Não será preciso muito para fazer deste 2021 um tempo melhor do que foi 2020, um annus horribilis, como diria a rainha Elizabeth II, do Reino Unido – se não por outras razões, pelo menos pelo desastre produzido pela pandemia.
A perspectiva da vacina já muda muitas coisas – algumas para melhor. É o que já se pressentiu no último trimestre do ano passado, quando houve boa retomada da atividade econômica, embora ainda faltem os números para dar ordem de grandeza a essa percepção e se possa, enfim, conferir a tal recuperação em “V”, de que tanto fala o ministro da Economia, Paulo Guedes.
As contas externas do Brasil, causa dos enfartes que caracterizaram as crises dos anos 1970 e 1980, continuam em excelente estado. Essa área não preocupa. A eleição de Joe Biden para a presidência dos Estados Unidos aumentou o nível de confiança global, especialmente nas duas últimas semanas de dezembro, quando o Congresso dos Estados Unidos aprovou novo pacote de recursos para enfrentar a crise. A pandemia tende a ser agora nocauteada pela vacina, especialmente nos países avançados. Mas, levando-se em conta que há mais de 200 delas em desenvolvimento ao redor do mundo, não há como negar que há agora luz no fim do túnel.
Os investimentos nos países industrializados têm tudo agora para se destravar e boa parte deles pode chegar ao Brasil, onde novos recordes na produção de grãos devem ajudar a puxar as exportações.
O grande problema do Brasil são as condições internas. As contas públicas continuam em forte deterioração. A dívida pública bruta deve ter fechado o ano em torno dos 93% do PIB (veja o gráfico), mas caminha rapidamente para os 100% do PIB. O governo não tem estratégia clara de enfrentamento. Parece contar apenas com o aumento da arrecadação que se seguiria ao avanço da atividade econômica. O que poderia garantir a volta aos trilhos seriam avanços claros nas reformas administrativa e tributária, mas nada ainda garante esse trunfo.
A economia do Brasil enfrenta três grandes riscos. O primeiro está subjacente ao que ficou dito acima. Trata-se de uma eventual deterioração da confiança que se seguiria à inércia do governo para conter o rombo.
O segundo risco é o do esgotamento do aumento da demanda que reergueu a economia no último trimestre de 2020. Está claro que já não será possível continuar a distribuir auxílios emergenciais, não só pelo refluxo da pandemia como, também, porque o governo ainda não sabe de onde pode tirar os recursos para isso.
Mais preocupante, nada menos que 14,1 milhões de trabalhadores estão lançados ao desemprego.
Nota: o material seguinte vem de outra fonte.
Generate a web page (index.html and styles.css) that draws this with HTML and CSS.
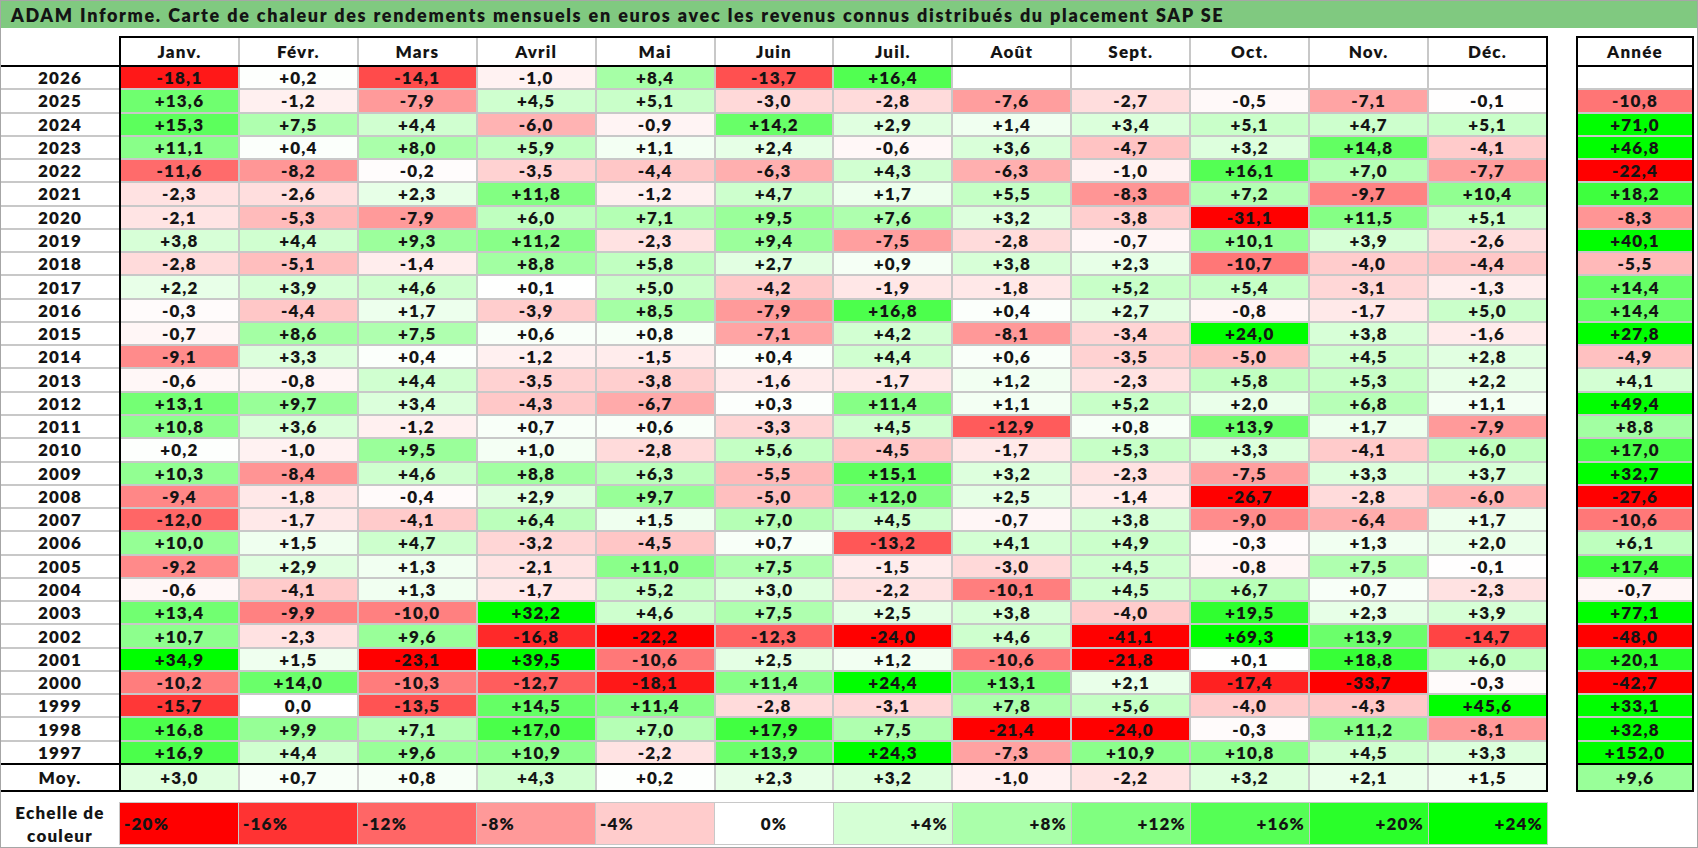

E há outros 5,8 milhões que nem procuram trabalho, porque estão no desalento. Se for confirmada a retomada, já não se espera que o setor produtivo volte a contratar pessoal como antes, porque passou a operar com mais tecnologia e menos mão de obra. Mesmo com a demanda contida, a inflação voltou a se acirrar no segundo semestre de 2020. Ainda não é uma grande preocupação, mas, se alguma coisa der errado, ela pode voltar a disparar.
O terceiro risco tem natureza política e é o de que, já no primeiro semestre, seja deflagrada campanha prematura para as eleições gerais de 2022. As negociações montadas para as eleições das mesas das duas Casas do Congresso e as escaramuças que envolveram o presidente Bolsonaro e o governador paulista, João Doria, em torno da aplicação da vacina do Butantã mostram que esse risco é forte. Seria fator que poderia bloquear decisões que conduziriam ao saneamento das finanças públicas ou à aprovação das reformas e, por aí, minar a confiança na política econômica.
Mas, digamos, a hora é de alívio por 2020 ter ficado para trás.